Name | Type | Description |
---|---|---|
input_string | VARCHAR |
The column or constant to be stemmed |
stemmer | VARCHAR |
The type of stemmer to be used. One of 'arabic' , 'basque' , 'catalan' , 'danish' , 'dutch' , 'english' , 'finnish' , 'french' , 'german' , 'greek' , 'hindi' , 'hungarian' , 'indonesian' , 'irish' , 'italian' , 'lithuanian' , 'nepali' , 'norwegian' , 'porter' , 'portuguese' , 'romanian' , 'russian' , 'serbian' , 'spanish' , 'swedish' , 'tamil' , 'turkish' , or 'none' if no stemming is to be used. |
Example Usage
-- create a table and fill it with text data
CREATE TABLE documents(document_identifier VARCHAR, text_content VARCHAR, author VARCHAR, doc_version INTEGER);
INSERT INTO documents
VALUES ('doc1', 'The mallard is a dabbling duck that breeds throughout the temperate.','Hannes Mühleisen', 3),
('doc2', 'The cat is a domestic species of small carnivorous mammal.', 'Laurens Kuiper', 2);
-- build the index (make both the 'text_content' and 'author' columns searchable)

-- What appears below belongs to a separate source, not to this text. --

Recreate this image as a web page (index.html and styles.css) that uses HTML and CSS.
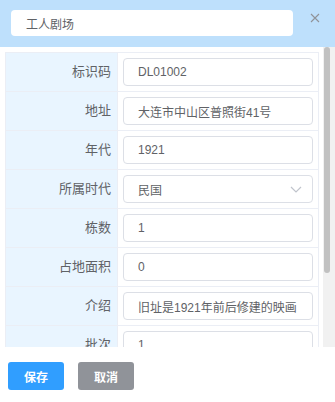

PRAGMA create_fts_index('documents', 'document_identifier', 'text_content', 'author');
-- search the 'author' field index for documents that are written by Hannes - this retrieves 'doc1'
SELECT text_content, score
FROM (SELECT *, fts_main_documents.match_bm25(document_identifier, 'Muhleisen', fields := 'author') AS score
FROM documents) sq
WHERE score IS NOT NULL
AND doc_version > 2
ORDER BY score DESC;
-- search for documents about 'small cats' - this retrieves 'doc2'
SELECT text_content, score
FROM (SELECT *, fts_main_documents.match_bm25(document_identifier, 'small cats') AS score
FROM documents) sq
WHERE score IS NOT NULL
ORDER BY score DESC;
Caveats
Note that the FTS index will not update automatically when input table changes. A workaround of this limitation can be recreating the index to refresh.